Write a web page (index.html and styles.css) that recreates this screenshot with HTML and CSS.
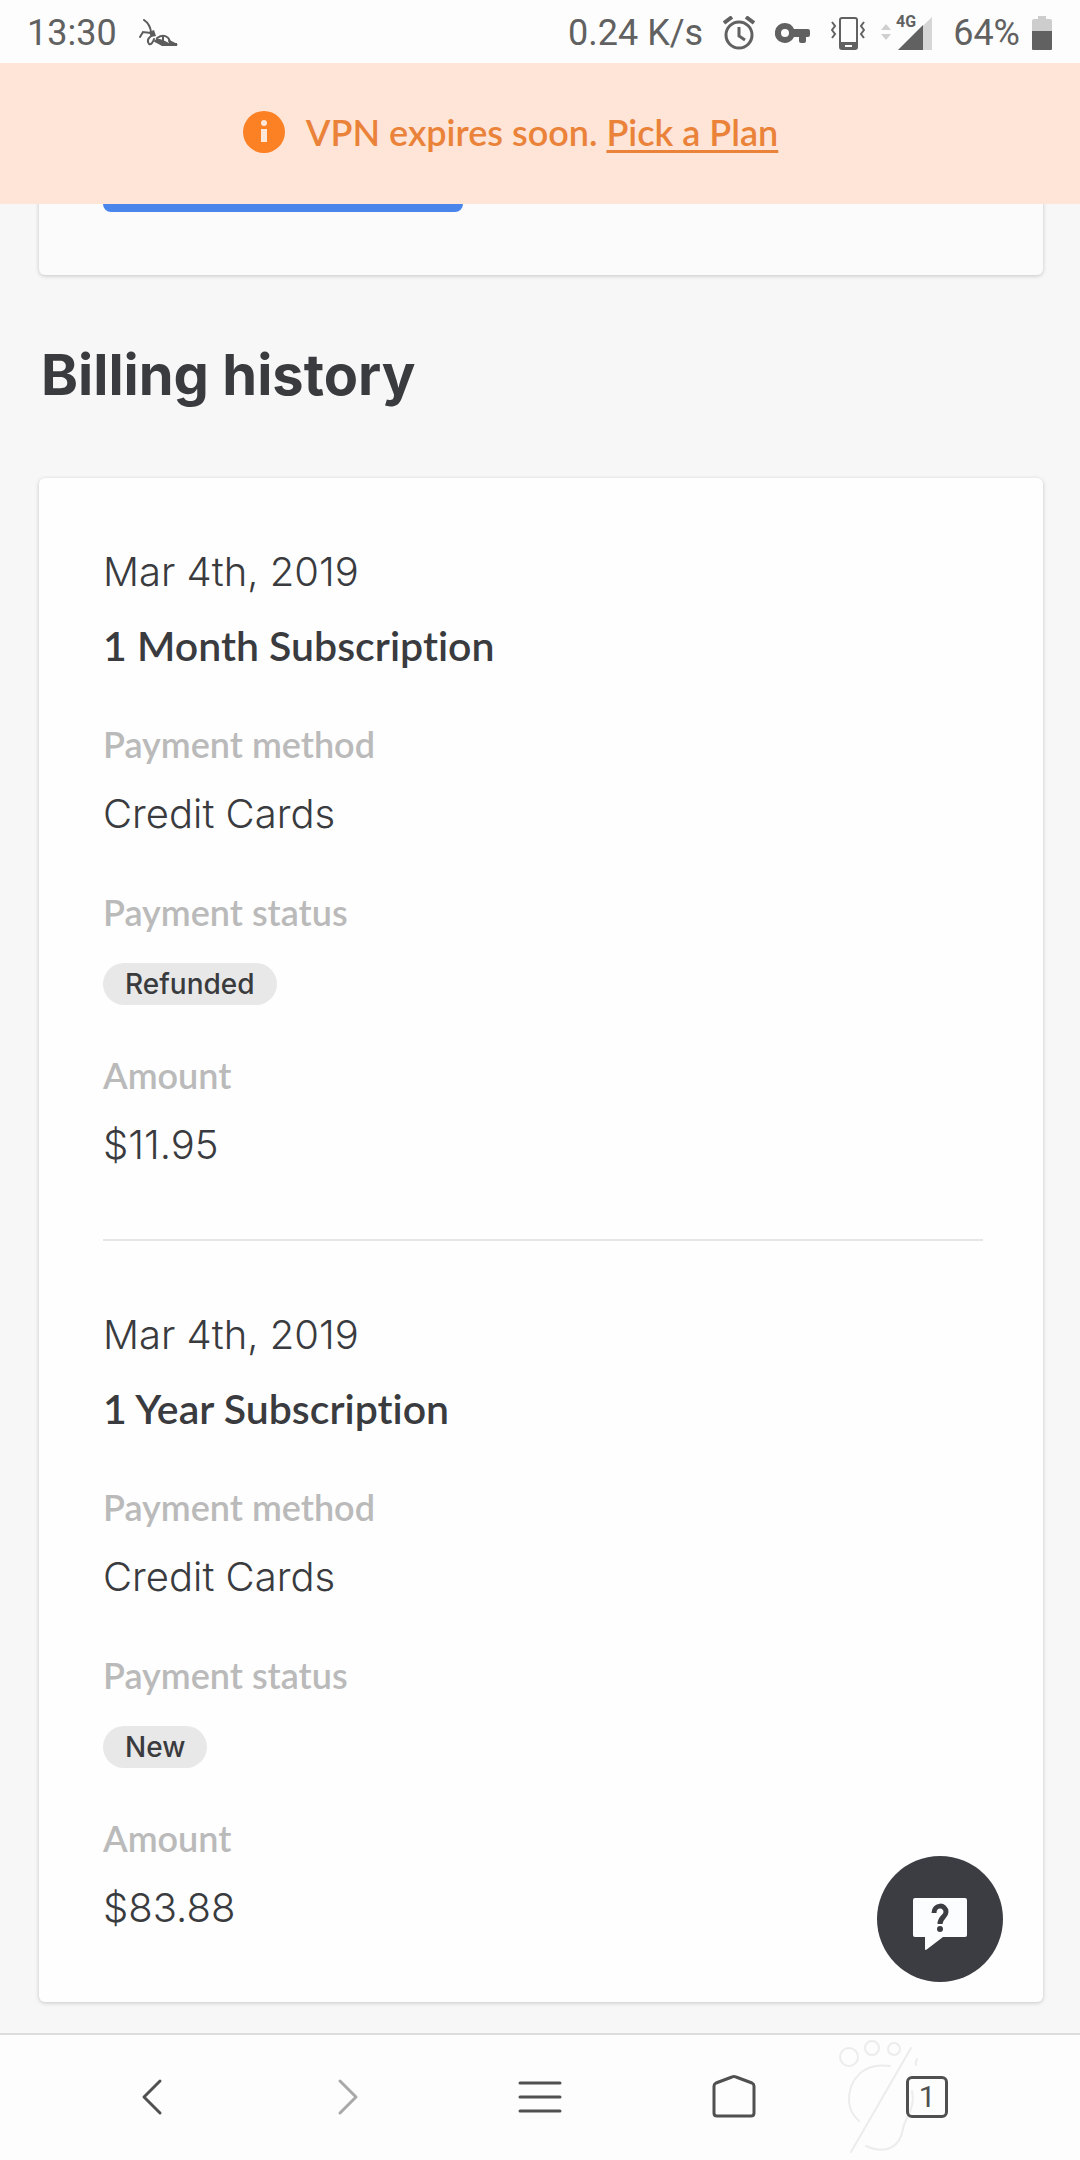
FILE: index.html
```
<!DOCTYPE html>
<html lang="en">
<head>
  <meta charset="UTF-8" />
  <meta name="viewport" content="width=device-width, initial-scale=1" />
  <title>Billing history</title>
  <link rel="stylesheet" href="styles.css">
</head>
<body>

  <header class="top">
    <div class="status-bar">
      <div class="status-left">
        <span>13:30</span>
        <svg class="ant" width="40" height="28" viewBox="0 0 40 28" aria-hidden="true">
          <g fill="none" stroke="#5c5c5c" stroke-width="2" stroke-linecap="round">
            <path d="M5 1 Q11 5 12 13" />
            <path d="M1 18 L4 13 L12 14" />
            <path d="M12 17 Q7 21 10 25 Q13 26 15 20" />
            <path d="M18 19 Q24 15 28 18 Q31 20 31 25" />
            <path d="M16 22 L27 26 H38 L30 22" />
            <path d="M20 21 L26 25 M24 18 L24 24" />
          </g>
          <path d="M10 13 L15 11 L17 17 L12 18 Z M17 19 L24 21 L30 24 L38 24 V27 H23 L16 23 Z" fill="#5c5c5c" />
        </svg>
      </div>
      <div class="status-right">
        <span class="speed">0.24 K/s</span>
        <!-- alarm -->
        <svg width="32" height="34" viewBox="0 0 32 34" aria-hidden="true">
          <g fill="none" stroke="#616161" stroke-width="3">
            <circle cx="16" cy="19" r="13" />
            <path d="M1 7 L9 1 M31 7 L23 1" stroke-width="4" />
            <path d="M16 11 V20 L22 24" />
          </g>
        </svg>
        <!-- vpn key -->
        <svg class="key" width="36" height="22" viewBox="0 0 36 22" aria-hidden="true">
          <path fill="#616161" fill-rule="evenodd" d="M10 1 A10 10 0 1 0 19 15 H24 V19 Q24 21 26 21 H29 Q31 21 31 19 V15 H33 Q35 15 35 13 V9 Q35 7 33 7 H19 A10 10 0 0 0 10 1 Z M10 7 A4 4 0 1 1 10 15 A4 4 0 1 1 10 7 Z" />
        </svg>
        <!-- vibrate -->
        <svg class="vibrate" width="34" height="34" viewBox="0 0 34 34" aria-hidden="true">
          <g fill="none" stroke="#616161" stroke-width="2">
            <rect x="9" y="2" width="17" height="31" rx="2" />
            <path d="M1 6 L4 10 L1 14 L4 18 L1 22" />
            <path d="M33 6 L30 10 L33 14 L30 18 L33 22" />
          </g>
          <path fill="#616161" fill-rule="evenodd" d="M9 26 H26 V33 H9 Z M14 29 V31 H21 V29 Z" />
        </svg>
        <!-- signal -->
        <svg class="signal" width="52" height="44" viewBox="0 -4 52 44" aria-hidden="true">
          <path d="M0 15 L5 9 L10 15 Z M0 19 L5 25 L10 19 Z" fill="#cfcfcf" />
          <path d="M17 35 L51 2 V35 Z" fill="#d6d6d6" />
          <path d="M17 35 L42 10 V35 Z" fill="#616161" />
          <text x="15" y="12" class="net">4G</text>
        </svg>
        <span>64%</span>
        <!-- battery -->
        <svg class="battery" width="20" height="34" viewBox="0 0 20 34" aria-hidden="true">
          <path d="M6 0 H14 V3 H18 Q20 3 20 5 V16 H0 V5 Q0 3 2 3 H6 Z" fill="#cdcdcd" />
          <path d="M0 15 H20 V33 Q20 34 19 34 H1 Q0 34 0 33 Z" fill="#616161" />
        </svg>
      </div>
    </div>

    <div class="notice">
      <svg width="44" height="44" viewBox="0 0 44 44" aria-hidden="true">
        <circle cx="22" cy="22" r="21" fill="#fc8024" />
        <circle cx="22" cy="13" r="3" fill="#fee6d9" />
        <path d="M19 19 H25 V32 H19 Z" fill="#fee6d9" />
      </svg>
      <p>VPN expires soon. <a href="#plans">Pick a Plan</a></p>
    </div>
  </header>

  <main class="content">
    <section class="card plan-card">
      <button class="plan-button" type="button" aria-label="Subscription"></button>
    </section>

    <h1>Billing history</h1>

    <section class="card">
      <article class="entry">
        <p class="date">Mar 4th, 2019</p>
        <h2>1 Month Subscription</h2>
        <dl>
          <div class="field">
            <dt>Payment method</dt>
            <dd>Credit Cards</dd>
          </div>
          <div class="field">
            <dt>Payment status</dt>
            <dd class="state"><span class="badge">Refunded</span></dd>
          </div>
          <div class="field">
            <dt>Amount</dt>
            <dd>$11.95</dd>
          </div>
        </dl>
      </article>

      <article class="entry">
        <p class="date">Mar 4th, 2019</p>
        <h2>1 Year Subscription</h2>
        <dl>
          <div class="field">
            <dt>Payment method</dt>
            <dd>Credit Cards</dd>
          </div>
          <div class="field">
            <dt>Payment status</dt>
            <dd class="state"><span class="badge">New</span></dd>
          </div>
          <div class="field">
            <dt>Amount</dt>
            <dd>$83.88</dd>
          </div>
        </dl>
      </article>
    </section>
  </main>

  <button class="help" type="button" aria-label="Help">
    <svg width="54" height="54" viewBox="0 0 54 54" aria-hidden="true">
      <path d="M2 1 H52 Q54 1 54 3 V38 Q54 40 52 40 H30 L13 53 Q12 53 12 52 V40 H2 Q0 40 0 38 V3 Q0 1 2 1 Z" fill="#fbfdfe" />
      <path d="M21 16 C21 7 33 7 33 15 C33 20 27 20 27 27" fill="none" stroke="#3b3d43" stroke-width="5" />
      <circle cx="27" cy="32" r="3" fill="#3b3d43" />
    </svg>
  </button>

  <nav class="toolbar">
    <svg class="paw" width="90" height="120" viewBox="0 0 90 120" aria-hidden="true">
      <circle cx="13" cy="22" r="9" />
      <circle cx="36" cy="13" r="7" />
      <circle cx="58" cy="14" r="6" />
      <path d="M81 24 Q79 28 80 30" />
      <path d="M54 31 C26 27 12 46 13 67 Q14 78 23 86" />
      <path d="M75 13 L15 117" />
      <path d="M76 56 C80 74 68 84 67 94 C64 112 50 120 30 111" />
    </svg>
    <button type="button" aria-label="Back">
      <svg width="48" height="48" viewBox="0 0 48 48"><path d="M31 8 L15 24 L31 40" /></svg>
    </button>
    <button class="inactive" type="button" aria-label="Forward">
      <svg width="48" height="48" viewBox="0 0 48 48"><path d="M18 8 L34 24 L18 40" /></svg>
    </button>
    <button type="button" aria-label="Menu">
      <svg width="48" height="48" viewBox="0 0 48 48"><path d="M4 10 H44 M4 24 H44 M4 38 H44" /></svg>
    </button>
    <button type="button" aria-label="Home">
      <svg width="48" height="48" viewBox="0 0 48 48"><path d="M4 13 Q4 11 6 10 L22 4 Q24 3 26 4 L42 10 Q44 11 44 13 V40 Q44 43 41 43 H7 Q4 43 4 40 Z" /></svg>
    </button>
    <button type="button" aria-label="Tabs">
      <span class="tab-count">1</span>
    </button>
  </nav>

</body>
</html>
```
FILE: styles.css
```
* { margin: 0; padding: 0; box-sizing: border-box; }

body {
  min-height: 100vh;
  display: flex;
  flex-direction: column;
  background: #f7f7f7;
  color: #3a3b3e;
  font-family: Inter, 'Liberation Sans', sans-serif;
}

svg { display: block; flex-shrink: 0; }

button {
  border: 0;
  background: none;
  font: inherit;
  color: inherit;
  cursor: pointer;
}

/* status bar + notice */
.top {
  position: sticky;
  top: 0;
  z-index: 2;
}

.status-bar {
  display: flex;
  justify-content: space-between;
  align-items: center;
  height: 63px;
  padding: 2px 28px 0 27px;
  background: #fdfdfd;
  color: #616161;
  font-family: Roboto, sans-serif;
  font-size: 36px;
  line-height: 42px;
}

.status-left,
.status-right {
  display: flex;
  align-items: center;
}

.status-left { gap: 22px; }
.speed { margin-right: 20px; }
.key { margin: 0 20px; }
.signal { margin: 0 20px 0 16px; }
.battery { margin-left: 12px; }

.net {
  font: 700 16px Roboto, sans-serif;
  fill: #616161;
}

.notice {
  display: flex;
  justify-content: center;
  align-items: center;
  gap: 20px;
  height: 141px;
  padding: 0 60px 4px 0;
  background: #fee5d8;
  color: #ea8339;
  font-family: Lato, sans-serif;
  font-size: 36px;
  font-weight: 600;
  line-height: 48px;
}

.notice a {
  color: inherit;
  text-decoration-thickness: 3px;
  text-underline-offset: 4px;
}

/* page */
.content {
  flex: 1;
  padding: 0 37px 28px 39px;
}

.card {
  padding: 0 60px 0 64px;
  background: #fefefe;
  border-radius: 6px;
  box-shadow: 0 1px 4px rgba(0, 0, 0, 0.2);
}

.plan-card {
  margin-top: -80px;
  padding-bottom: 63px;
  background: #fbfbfb;
}

.plan-button {
  display: block;
  width: 360px;
  height: 88px;
  border-radius: 8px;
  background: #4a85ec;
}

h1 {
  margin: 64px 0 67px 2px;
  font-size: 56px;
  font-weight: 700;
  line-height: 72px;
}

.entry { padding: 70px 0; }
.entry + .entry { border-top: 2px solid #e6e6e6; }

.date,
dd {
  font-size: 40px;
  font-weight: 300;
  line-height: 48px;
}

h2 {
  margin: 26px 0 54px;
  font-family: Lato, sans-serif;
  font-size: 41px;
  font-weight: 600;
  font-variant-ligatures: none;
  line-height: 48px;
}

dl {
  display: flex;
  flex-direction: column;
  gap: 54px;
}

.field {
  display: flex;
  flex-direction: column;
  gap: 26px;
}

dt {
  color: #bababa;
  font-family: Lato, sans-serif;
  font-size: 36px;
  font-weight: 600;
  line-height: 40px;
}

.state {
  display: flex;
  padding: 5px 0 0;
  margin-bottom: -4px;
}

.badge {
  padding: 0 22px;
  border-radius: 21px;
  background: #e8e8e8;
  font-size: 28px;
  font-weight: 500;
  line-height: 42px;
}

/* floating help button */
.help {
  position: fixed;
  right: 77px;
  bottom: 178px;
  z-index: 3;
  display: flex;
  justify-content: center;
  align-items: center;
  width: 126px;
  height: 126px;
  padding-top: 10px;
  border-radius: 50%;
  background: #3b3d43;
}

/* browser toolbar */
.toolbar {
  position: sticky;
  bottom: 0;
  z-index: 2;
  display: flex;
  height: 127px;
  padding: 0 56px 2px;
  background: #fdfdfd;
  border-top: 2px solid #dcdcdc;
}

.toolbar button {
  position: relative;
  flex: 1;
  display: flex;
  justify-content: center;
  align-items: center;
}

.toolbar path {
  fill: none;
  stroke: #505050;
  stroke-width: 3;
  stroke-linecap: round;
  stroke-linejoin: round;
}

.toolbar .inactive path { stroke: #a8a8a8; }

.toolbar .paw {
  position: absolute;
  right: 154px;
  bottom: 5px;
}

.paw circle,
.toolbar .paw path {
  fill: none;
  stroke: #ececec;
  stroke-width: 2;
}

.tab-count {
  width: 42px;
  height: 42px;
  border: 3px solid #505050;
  border-radius: 6px;
  color: #505050;
  font-family: Roboto, sans-serif;
  font-size: 30px;
  line-height: 36px;
  text-align: center;
}
```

Your instructions
For this exercise, gather every line of the data that contains the word "html".

Expected answer
Write a web page (index.html and styles.css) that recreates this screenshot with HTML and CSS.
FILE: index.html
<!DOCTYPE html>
<html lang="en">
</html>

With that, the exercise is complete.